Solar Cooking in the Snow with a Sunny Apple-Cobbler Recipe


In the summer, I frequently cook lunch using three different types of solar cookers. Two simple reflection cookers heat grains, fast-cooking legumes, and vegetables. My high-tech GoSun cooker roasts potatoes and bakes bread or cupcakes in a glass tube like the tubes used for solar water heaters.

We were among the 220,000 households that lost power last week in central North Carolina. The first day was cloudy, not good for solar cooking. Fortunately, our power was off for only twelve hours, coming back on just in time to make dinner.

The next day was sunny, with temperatures in the mid-forties and little wind. I cut up an apple and made biscuit batter with a little extra sugar and cinnamon (see recipe below). I layered these in my most efficient solar cooker and put it in a sunny spot on the low brick wall by the driveway.
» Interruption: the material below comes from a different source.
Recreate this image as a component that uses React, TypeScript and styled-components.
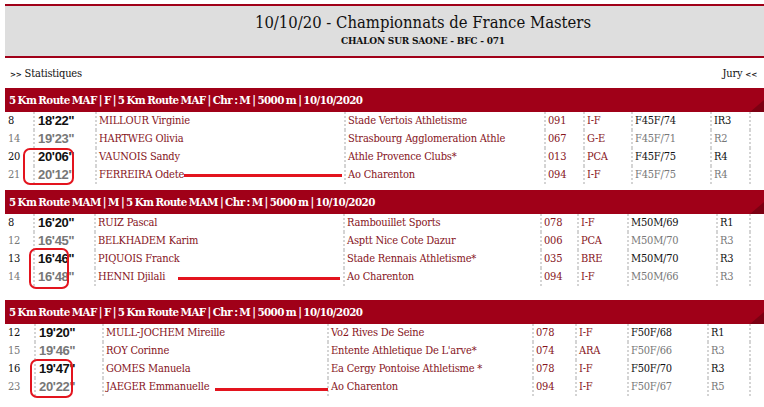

The cooker pointed toward the sun with its parabolic reflectors angled to direct sunlight to the cooking tube. It was already 2:00 in the afternoon, past the ideal time for solar cooking, but the cooker is so fast I thought it was worth trying.

Glass tube solar cooker in the snow

When I checked on the cooker forty-five minutes later, it was cooling off rapidly. I'd miscalculated how far the shadow from the tall house next door would come into my yard. Even so, the biscuits on top had started to rise.